In His remarks, OIAC Advisory Board Member, Dr. Kazem Kazeronian reminded the audience that, “Media has a critical role in any massacre, war crime, or genocide committed by a dictator – or a totalitarian regime.  They have a role before such crimes against humanity, during it and afterwards.”  Relative to the 1988 mass executions in Iran, Professor Kazeronian called on the media to play a constructive role and added, “it is media’s responsibility and in fact their historic opportunity to set the facts right, and to memorialize a horrible crime and an atrocious criminal, Ibrahim Raisi in history.”

Citing specific examples, Professor Kazeronian also pointed to Iranian regime’s extensive misinformation and lobbying campaign and said, “Inside Iran, the regime uses its various suppression forces such as revolutionary guards (IRGC), and Ministry of Intelligence and Security (MOIS) and its subsidiary organizations for censorship and propaganda.
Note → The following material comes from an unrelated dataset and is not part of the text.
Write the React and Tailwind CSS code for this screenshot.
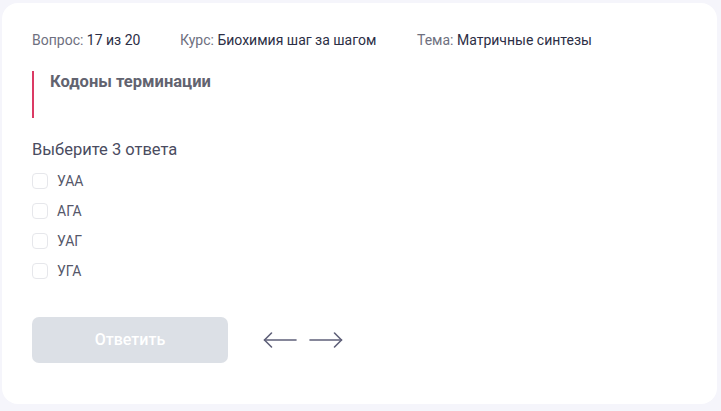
import React from "react";

function Arrow({ dir }) {
  return (
    <svg width="34" height="18" viewBox="0 0 34 18" fill="none" stroke="#5f6079" strokeWidth="1.6" strokeLinecap="round" strokeLinejoin="round">
      {dir === "left" ? (
        <>
          <path d="M1.5 9 H33" />
          <path d="M8.5 2 L1.5 9 L8.5 16" />
        </>
      ) : (
        <>
          <path d="M1 9 H32.5" />
          <path d="M25.5 2 L32.5 9 L25.5 16" />
        </>
      )}
    </svg>
  );
}

export default function App() {
  const opts = ["УАА", "АГА", "УАГ", "УГА"];
  return (
    <div className="w-[721px] h-[411px] bg-[#f5f5fb] pt-[3px] pl-[2px] pr-[4px] pb-[7px]" style={{ fontFamily: "Roboto, 'Noto Sans', sans-serif" }}>
      <div className="h-full bg-white rounded-[16px] pl-[30px] pt-[27px]">
        <div className="flex items-center text-[14px] leading-[20px] text-[#6e7080]">
          <span className="w-[148px]">Вопрос: <span className="text-[#2c2e45]">17 из 20</span></span>
          <span className="w-[237px]">Курс: <span className="text-[#2c2e45]">Биохимия шаг за шагом</span></span>
          <span>Тема: <span className="text-[#2c2e45]">Матричные синтезы</span></span>
        </div>
        <div className="mt-[21px] border-l-2 border-[#db3a64] h-[47px] pl-[16px] pt-[0px]">
          <div className="text-[16.5px] leading-[22px] font-bold text-[#62636f]">Кодоны терминации</div>
        </div>
        <div className="mt-[22px] text-[16.5px] leading-[20px] text-[#4a4c60]">Выберите 3 ответа</div>
        <div className="mt-[11px] flex flex-col gap-[10px]">
          {opts.map((o) => (
            <div key={o} className="flex items-center h-[20px]">
              <div className="w-[16px] h-[16px] border border-[#e6e7eb] rounded-[4px] bg-white" />
              <span className="ml-[9px] text-[14px] leading-[20px] text-[#55576a]">{o}</span>
            </div>
          ))}
        </div>
        <div className="mt-[36px] flex items-center">
          <button className="w-[196px] h-[46px] rounded-[7px] bg-[#dce0e6] text-white text-[16px] font-medium">Ответить</button>
          <div className="ml-[35px] flex items-center gap-[12px]">
            <Arrow dir="left" />
            <Arrow dir="right" />
          </div>
        </div>
      </div>
    </div>
  );
}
Outside Iran, and in particular in the West, including the United States, Iran controls and feeds a web of advocates and lobbyists who vigorously advance the goal of the theocratic regime.  Their mission is to reduce external pressure on the Iranian regime and to promote regime friendly policies.   Their strategy is to camouflage themselves as academicians, think tankers, independent analysts, or even government and legislative staffers; and their ploy is to infiltrate American institutions, universities, media and government.”

This virtual program’s message was clearly heard across all speakers, however. A page has turned for the regime in Iran, for the people of Iran, and their movement for democracy. The solution to this regime will come from within Iran and the organized movement that stands for a free, non-nuclear, and secular republic.  As for Washington, the current approach is clearly  insufficient.  A U.S. foreign policy based on arms control and singular focus on nuclear threat is no longer effective. It is time to rethink the approach on Iran to one that places the call for democracy and human rights at the center of U.S. policy.